Religious discrimination in the hiring of Chaplains in ETB schools
Atheist Ireland, the Evangelical Alliance of Ireland, and the Ahmadiyya Muslim Community of Ireland have jointly written to the Minister for Education about religious discrimination in the hiring of Chaplains in ETB schools.
The WRC found in a recent case that a Designated ETB Community College could not rely on Section 7 of the Equal Status Act to discriminate in admissions in favour of Church of Ireland students.
If ETB schools and colleges cannot rely on Section 7 of the Equal Status Act, then they cannot rely either on Section 37 of the Employment Equality Act to discriminate on the ground of religion when employing chaplains.
The WRC Case
The school in the case gave preference to students who attended a particular Church of Ireland National School over Catholic students and students from other backgrounds. At the WRC the ETB attempted to rely on Section 7 of the Equal Status Act to legally sanction this discrimination. The WRC found that the school could not rely on Section 7 of the Equal Status Act as its Admission Policy stated it was multi-denominational and treated all religions and beliefs equally.
The WRC stated that:
“Based on the statements in the current Admission policy which describes the School Ethos and its values, including equality of treatment irrespective of religious faith, it is difficult to reconcile how giving preference to Church of Ireland students is consistent with that stated objective while at the same time it does admit and give preference to a particular religious denomination.
The admission’s policy of the College states that it provides religious education, is multi-denominational and also contains the very explicit statement that it does not discriminate based on religion. The School denies that it is discriminating, relying on section 7(3)(c) of the Act that it in fact does give preference to provide education in an environment which promotes certain religious values, it admits persons of a particular religious denomination in preference to others.
The stated School position in its admission policy not to give preference based on religion and at the same time relying on Section 7(3)(c) that it does give preference to one religious denomination in order to provide education in an environment that promotes certain religious values are irreconcilable.”
Implications for Chaplains
If ETB schools and colleges cannot rely on Section 7 of the Equal Status Act, then they cannot rely on Section 37 of the Employment Equality Act either. Designated Community Colleges and Community Schools employ mainly Catholic Chaplains to assist Catholic parents with the faith formation of their children. This costs the State €10 million per year.
As per the Deeds of Trust for Community schools and the Model Agreement for Designated Community Colleges, Chaplains employed by the ETBs must be sanctioned by the relevant religious authority. In most cases it is the Catholic Church that the Chaplain must report to in relation to the faith formation of Catholic students in these ETB schools.
What we are looking for
We have asked the Minister remove this religious discrimination by opening up access to the position of Chaplain to all religions. Discriminating against minorities breaches Section 37 of the Employment Equality Act, Article 44.2.3 of the Constitution and EU Directive 2000/78/EC.

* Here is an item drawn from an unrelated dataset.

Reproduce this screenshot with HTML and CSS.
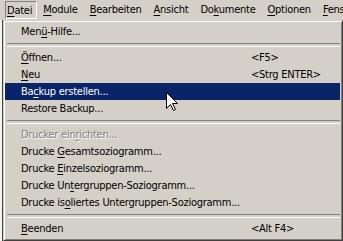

We also raised two related matters.
Firstly, the needs of religious minorities in relation to training for the position of Chaplains, as that has been developed with mainly the Catholic Church in mind.
Secondly, the basis of funding for chaplains is Article 42.4 of the Constitution, which refers to both religious and moral formation. But Article 42.3.2 requires the State to ensure that all children receive a minimum level of moral (not religious) education. We would like to discuss how the State can provide this moral formation for children of nonreligious families who do not attend religious instruction or avail of chaplaincy services.